• **EXERCISE DIRECTIONS**: Please transcribe the listing below in full and word for word, without its pictures.

• **MATERIAL**:
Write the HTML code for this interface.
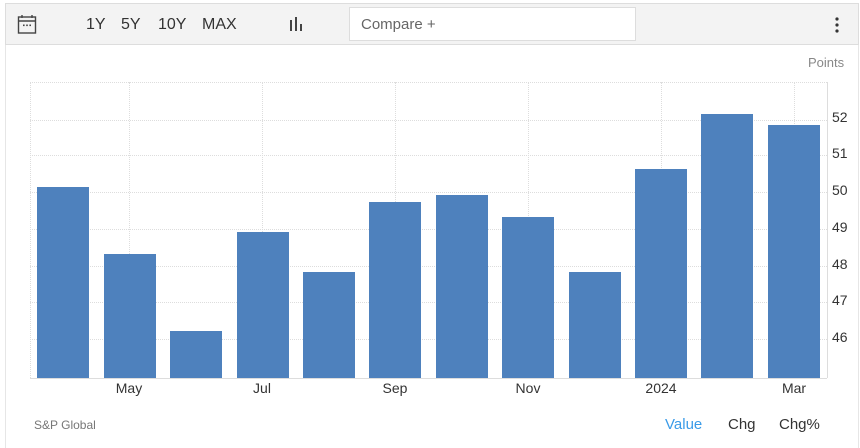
<!DOCTYPE html>
<html><head><style>
html,body{margin:0;width:860px;height:448px;overflow:hidden}
body{background:#fff;font-family:"Liberation Sans",Arial,sans-serif;position:relative}
.tb{position:absolute;left:5px;top:3px;width:852px;height:40px;background:#f3f3f3;border:1px solid #ddd}
.wrap{position:absolute;left:5px;top:3px;width:852px;height:446px;border:1px solid #e6e6e6;border-bottom:none}
.t{position:absolute;font-size:16px;color:#333}
.cmp{position:absolute;left:349px;top:7px;width:287px;height:34px;background:#fff;border:1px solid #ddd;box-sizing:border-box;font-size:15px;color:#666;padding:8px 11px}
.bar{position:absolute;background:#4e81bd;width:52px}
.gl{position:absolute;border-top:1px dotted #ddd;left:30px;width:797px;height:0}
.vl{position:absolute;border-left:1px dotted #ddd;top:82px;height:296px;width:0}
.yl{position:absolute;left:832px;font-size:14px;color:#333}
.xl{position:absolute;top:380px;font-size:14px;color:#333;width:60px;text-align:center}
</style></head><body>
<div class="wrap"></div>
<div class="tb"></div>
<svg style="position:absolute;left:17px;top:14px" width="20" height="21" viewBox="0 0 20 21"><rect x="1.5" y="3" width="17" height="16" fill="none" stroke="#444" stroke-width="1.4"/><line x1="1.5" y1="7" x2="18.5" y2="7" stroke="#444" stroke-width="1.4"/><line x1="5" y1="1" x2="5" y2="4" stroke="#444" stroke-width="1.4"/><line x1="15" y1="1" x2="15" y2="4" stroke="#444" stroke-width="1.4"/><rect x="6" y="10.5" width="1.6" height="1.6" fill="#444"/><rect x="9.2" y="10.5" width="1.6" height="1.6" fill="#444"/><rect x="12.4" y="10.5" width="1.6" height="1.6" fill="#444"/></svg>
<div class="t" style="left:86px;top:16px">1Y</div>
<div class="t" style="left:121px;top:16px">5Y</div>
<div class="t" style="left:158px;top:16px">10Y</div>
<div class="t" style="left:202px;top:16px">MAX</div>
<svg style="position:absolute;left:289px;top:16px" width="16" height="16"><rect x="1" y="4" width="2" height="11" fill="#444"/><rect x="6" y="1" width="2" height="14" fill="#444"/><rect x="11" y="8" width="2" height="7" fill="#444"/></svg>
<div class="cmp">Compare +</div>
<svg style="position:absolute;left:834px;top:17px" width="6" height="16"><circle cx="3" cy="2" r="1.6" fill="#333"/><circle cx="3" cy="8" r="1.6" fill="#333"/><circle cx="3" cy="14" r="1.6" fill="#333"/></svg>
<div style="position:absolute;left:808px;top:55px;font-size:13px;color:#888">Points</div>
<div class="gl" style="top:82px"></div>
<div class="gl" style="top:120px"></div><div class="gl" style="top:155px"></div><div class="gl" style="top:192px"></div><div class="gl" style="top:229px"></div><div class="gl" style="top:266px"></div><div class="gl" style="top:302px"></div><div class="gl" style="top:339px"></div>
<div class="vl" style="left:30px"></div><div class="vl" style="left:129px"></div><div class="vl" style="left:262px"></div><div class="vl" style="left:395px"></div><div class="vl" style="left:528px"></div><div class="vl" style="left:661px"></div><div class="vl" style="left:794px"></div>
<div style="position:absolute;left:827px;top:82px;height:296px;border-left:1px solid #ddd"></div>
<div style="position:absolute;left:30px;top:378px;width:797px;border-top:1px solid #ddd"></div>
<div class="bar" style="left:37px;top:187px;height:191px"></div>
<div class="bar" style="left:104px;top:254px;height:124px"></div>
<div class="bar" style="left:170px;top:331px;height:47px"></div>
<div class="bar" style="left:237px;top:232px;height:146px"></div>
<div class="bar" style="left:303px;top:272px;height:106px"></div>
<div class="bar" style="left:369px;top:202px;height:176px"></div>
<div class="bar" style="left:436px;top:195px;height:183px"></div>
<div class="bar" style="left:502px;top:217px;height:161px"></div>
<div class="bar" style="left:569px;top:272px;height:106px"></div>
<div class="bar" style="left:635px;top:169px;height:209px"></div>
<div class="bar" style="left:701px;top:114px;height:264px"></div>
<div class="bar" style="left:768px;top:125px;height:253px"></div>
<div class="yl" style="top:109px">52</div><div class="yl" style="top:145px">51</div><div class="yl" style="top:182px">50</div><div class="yl" style="top:219px">49</div><div class="yl" style="top:256px">48</div><div class="yl" style="top:292px">47</div><div class="yl" style="top:329px">46</div>
<div class="xl" style="left:99px">May</div><div class="xl" style="left:232px">Jul</div><div class="xl" style="left:365px">Sep</div><div class="xl" style="left:498px">Nov</div><div class="xl" style="left:631px">2024</div><div class="xl" style="left:764px">Mar</div>
<div style="position:absolute;left:34px;top:418px;font-size:12px;color:#777">S&amp;P Global</div>
<div style="position:absolute;left:665px;top:416px;font-size:15px;color:#3a9be8">Value</div>
<div style="position:absolute;left:728px;top:416px;font-size:15px;color:#333">Chg</div>
<div style="position:absolute;left:779px;top:416px;font-size:15px;color:#333">Chg%</div>
</body></html>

• **ANSWER FOR THE TASK**:
Write the HTML code for this interface.
<!DOCTYPE html>
<html><head><style>
html,body{margin:0;width:860px;height:448px;overflow:hidden}
body{background:#fff;font-family:"Liberation Sans",Arial,sans-serif;position:relative}
.tb{position:absolute;left:5px;top:3px;width:852px;height:40px;background:#f3f3f3;border:1px solid #ddd}
.wrap{position:absolute;left:5px;top:3px;width:852px;height:446px;border:1px solid #e6e6e6;border-bottom:none}
.t{position:absolute;font-size:16px;color:#333}
.cmp{position:absolute;left:349px;top:7px;width:287px;height:34px;background:#fff;border:1px solid #ddd;box-sizing:border-box;font-size:15px;color:#666;padding:8px 11px}
.bar{position:absolute;background:#4e81bd;width:52px}
.gl{position:absolute;border-top:1px dotted #ddd;left:30px;width:797px;height:0}
.vl{position:absolute;border-left:1px dotted #ddd;top:82px;height:296px;width:0}
.yl{position:absolute;left:832px;font-size:14px;color:#333}
.xl{position:absolute;top:380px;font-size:14px;color:#333;width:60px;text-align:center}
</style></head><body>
<div class="wrap"></div>
<div class="tb"></div>
<svg style="position:absolute;left:17px;top:14px" width="20" height="21" viewBox="0 0 20 21"><rect x="1.5" y="3" width="17" height="16" fill="none" stroke="#444" stroke-width="1.4"/><line x1="1.5" y1="7" x2="18.5" y2="7" stroke="#444" stroke-width="1.4"/><line x1="5" y1="1" x2="5" y2="4" stroke="#444" stroke-width="1.4"/><line x1="15" y1="1" x2="15" y2="4" stroke="#444" stroke-width="1.4"/><rect x="6" y="10.5" width="1.6" height="1.6" fill="#444"/><rect x="9.2" y="10.5" width="1.6" height="1.6" fill="#444"/><rect x="12.4" y="10.5" width="1.6" height="1.6" fill="#444"/></svg>
<div class="t" style="left:86px;top:16px">1Y</div>
<div class="t" style="left:121px;top:16px">5Y</div>
<div class="t" style="left:158px;top:16px">10Y</div>
<div class="t" style="left:202px;top:16px">MAX</div>
<svg style="position:absolute;left:289px;top:16px" width="16" height="16"><rect x="1" y="4" width="2" height="11" fill="#444"/><rect x="6" y="1" width="2" height="14" fill="#444"/><rect x="11" y="8" width="2" height="7" fill="#444"/></svg>
<div class="cmp">Compare +</div>
<svg style="position:absolute;left:834px;top:17px" width="6" height="16"><circle cx="3" cy="2" r="1.6" fill="#333"/><circle cx="3" cy="8" r="1.6" fill="#333"/><circle cx="3" cy="14" r="1.6" fill="#333"/></svg>
<div style="position:absolute;left:808px;top:55px;font-size:13px;color:#888">Points</div>
<div class="gl" style="top:82px"></div>
<div class="gl" style="top:120px"></div><div class="gl" style="top:155px"></div><div class="gl" style="top:192px"></div><div class="gl" style="top:229px"></div><div class="gl" style="top:266px"></div><div class="gl" style="top:302px"></div><div class="gl" style="top:339px"></div>
<div class="vl" style="left:30px"></div><div class="vl" style="left:129px"></div><div class="vl" style="left:262px"></div><div class="vl" style="left:395px"></div><div class="vl" style="left:528px"></div><div class="vl" style="left:661px"></div><div class="vl" style="left:794px"></div>
<div style="position:absolute;left:827px;top:82px;height:296px;border-left:1px solid #ddd"></div>
<div style="position:absolute;left:30px;top:378px;width:797px;border-top:1px solid #ddd"></div>
<div class="bar" style="left:37px;top:187px;height:191px"></div>
<div class="bar" style="left:104px;top:254px;height:124px"></div>
<div class="bar" style="left:170px;top:331px;height:47px"></div>
<div class="bar" style="left:237px;top:232px;height:146px"></div>
<div class="bar" style="left:303px;top:272px;height:106px"></div>
<div class="bar" style="left:369px;top:202px;height:176px"></div>
<div class="bar" style="left:436px;top:195px;height:183px"></div>
<div class="bar" style="left:502px;top:217px;height:161px"></div>
<div class="bar" style="left:569px;top:272px;height:106px"></div>
<div class="bar" style="left:635px;top:169px;height:209px"></div>
<div class="bar" style="left:701px;top:114px;height:264px"></div>
<div class="bar" style="left:768px;top:125px;height:253px"></div>
<div class="yl" style="top:109px">52</div><div class="yl" style="top:145px">51</div><div class="yl" style="top:182px">50</div><div class="yl" style="top:219px">49</div><div class="yl" style="top:256px">48</div><div class="yl" style="top:292px">47</div><div class="yl" style="top:329px">46</div>
<div class="xl" style="left:99px">May</div><div class="xl" style="left:232px">Jul</div><div class="xl" style="left:365px">Sep</div><div class="xl" style="left:498px">Nov</div><div class="xl" style="left:631px">2024</div><div class="xl" style="left:764px">Mar</div>
<div style="position:absolute;left:34px;top:418px;font-size:12px;color:#777">S&amp;P Global</div>
<div style="position:absolute;left:665px;top:416px;font-size:15px;color:#3a9be8">Value</div>
<div style="position:absolute;left:728px;top:416px;font-size:15px;color:#333">Chg</div>
<div style="position:absolute;left:779px;top:416px;font-size:15px;color:#333">Chg%</div>
</body></html>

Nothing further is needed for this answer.